Di recente un film ha raccontato la storia del fotoreporter spagnolo e partigiano antifranchista, Francisco Boix, che, dopo essere stato catturato dai tedeschi nel 1941 in Francia, fu deportato al campo di Mauthausen, dove rimase per quattro anni fino all‘arrivo degli americani. La sua competenza fu utilizzata dalle SS che lo impiegarono nel campo come fotografo e tecnico di laboratorio. Gli fu ordinato di fotografare le scene di vita quotidiana e le uccisioni dei prigionieri, nel suo campo e in quello vicino di Gusen. Fu così che gli riuscì d’immortalare anche le visite dei gerarchi più in vista del regime nazista, tra i quali lo stesso Himmler. Inoltre come tecnico del laboratorio fotografico ebbe accesso a foto e filmati che testimoniavano ogni sorta di violenza e di assassinii compiuti nei campi. Boix comprese il grande valore documentale di quelle immagini e, rischiando la vita assieme ai compagni spagnoli presenti nel campo, copiò e nascose un grande numero di foto e di filmati, circa duemila. Quando gli americani varcarono i cancelli di Mauthausen e Gusen, furono immortalati da Francisco Boix, il quale mostrò agli increduli liberatori foto di deportati che si lanciavano contro la recinzione di filo spinato elettrificata per porre fine alle sofferenze, alla fame e al freddo.

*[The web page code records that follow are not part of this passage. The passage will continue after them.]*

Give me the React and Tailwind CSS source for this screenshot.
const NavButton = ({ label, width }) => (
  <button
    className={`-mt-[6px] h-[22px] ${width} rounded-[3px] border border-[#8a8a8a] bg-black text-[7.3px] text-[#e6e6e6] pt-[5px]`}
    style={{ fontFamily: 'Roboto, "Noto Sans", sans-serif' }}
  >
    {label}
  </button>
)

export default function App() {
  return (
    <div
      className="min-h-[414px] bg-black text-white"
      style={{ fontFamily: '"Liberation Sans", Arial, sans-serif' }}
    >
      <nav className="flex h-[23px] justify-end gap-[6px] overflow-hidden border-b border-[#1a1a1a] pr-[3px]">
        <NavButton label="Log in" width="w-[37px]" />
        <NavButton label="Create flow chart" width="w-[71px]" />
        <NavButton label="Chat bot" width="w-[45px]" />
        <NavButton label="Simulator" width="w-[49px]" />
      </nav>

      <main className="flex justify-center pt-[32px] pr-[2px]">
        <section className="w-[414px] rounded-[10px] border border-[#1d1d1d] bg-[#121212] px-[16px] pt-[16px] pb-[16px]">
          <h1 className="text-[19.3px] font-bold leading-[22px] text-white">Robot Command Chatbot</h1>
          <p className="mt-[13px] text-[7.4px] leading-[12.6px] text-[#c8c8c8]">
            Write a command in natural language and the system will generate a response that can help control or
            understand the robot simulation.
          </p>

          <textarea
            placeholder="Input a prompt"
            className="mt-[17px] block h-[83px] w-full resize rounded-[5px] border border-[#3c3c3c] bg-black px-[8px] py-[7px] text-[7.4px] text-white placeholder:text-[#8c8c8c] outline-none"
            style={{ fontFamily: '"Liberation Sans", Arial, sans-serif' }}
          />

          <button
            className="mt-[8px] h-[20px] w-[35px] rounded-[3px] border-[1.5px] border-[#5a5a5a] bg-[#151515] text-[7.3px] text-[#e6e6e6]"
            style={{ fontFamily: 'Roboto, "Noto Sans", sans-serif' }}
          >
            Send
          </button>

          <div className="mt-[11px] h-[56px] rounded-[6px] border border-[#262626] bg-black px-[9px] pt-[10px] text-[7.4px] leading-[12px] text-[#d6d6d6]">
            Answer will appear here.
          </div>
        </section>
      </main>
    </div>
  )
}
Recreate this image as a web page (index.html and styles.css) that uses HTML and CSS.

Dopo la guerra il fotografo catalano fu invitato dagli americani a produrre le foto e i filmati sottratti al campo, che divennero prove inconfutabili nei processi di Norimberga e di Dachau contro alcuni criminali nazisti. Oggi per promuovere la memoria di quei tragici avvenimenti le fotografie di Francisco Boix su Mauthausen e Gusen sono esposte presso istituzioni e musei in tutto il mondo. Grazie a lui conosciamo qualcosa in più dell’orrore dei lager nazisti. Sono solo alcuni dei racconti contenuti nel libro “I Giovani e la memoria”in libreria dal 25 settembre 2019.